Less than 1 g of 80% lean ground beef sample was placed on a glass slide. 10 μL solution of Nile red (Sigma-Aldrich; catalog no. 72485) dissolved in acetone (1 mg/mL) was added to the ground beef and the samples were lightly pressed down with coverslips. The samples were stained overnight in a refrigerator (4°C) before adding 20 μL of Hoechst-stained E. coli solutions. Nile red is very soluble in lipid and has an emission peak between 620–660 nm when excited in the range 525–575 nm. Each serial-diluted E. coli solution was stained with Hoechst dye that stains nucleic acids (NucBlue Live ReadyProbes Reagent, Life Technologies Corporation, Carlsbad, CA, USA; catalog no. R37605) for 30 minutes before it was applied to the Nile red-stained ground beef sample. Hoechst dye has a blue emission (around 460 nm) when excited in the ultraviolet (UV) range (around 350 nm). Once the Hoechst-stained E. coli solutions were applied to the Nile red-stained ground beef samples, they were firmly pressed down with the coverslips and were observed using a fluorescent microscope (Nikon, Tokyo, Japan). Images of each sample were taken under UV light and green light separately and were overlayed using ImageJ (National Institutes of Health).
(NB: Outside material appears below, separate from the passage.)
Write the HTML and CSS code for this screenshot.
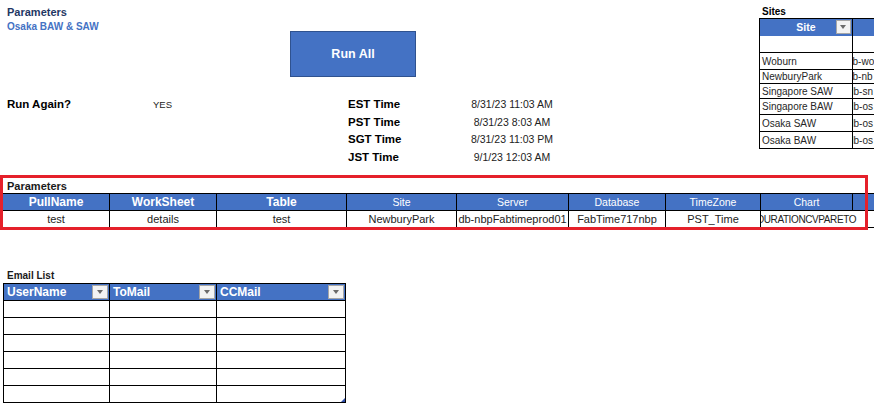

Smartphone application for handheld detection

A smartphone application was programmed using Xcode (Apple, CA, USA), which allows users to take pictures at the four angles at a fixed distance (Fig. 2). The application shows the angle by using the built-in gyro sensor. Two dotted lines appear on the screen for the users to match the outline width of a meat dish; therefore the distances between the camera and the sample are consistent. The application further analyzes and compares the pictures through implementing an image processing algorithm and displays the bacteria concentration on the smartphone screen.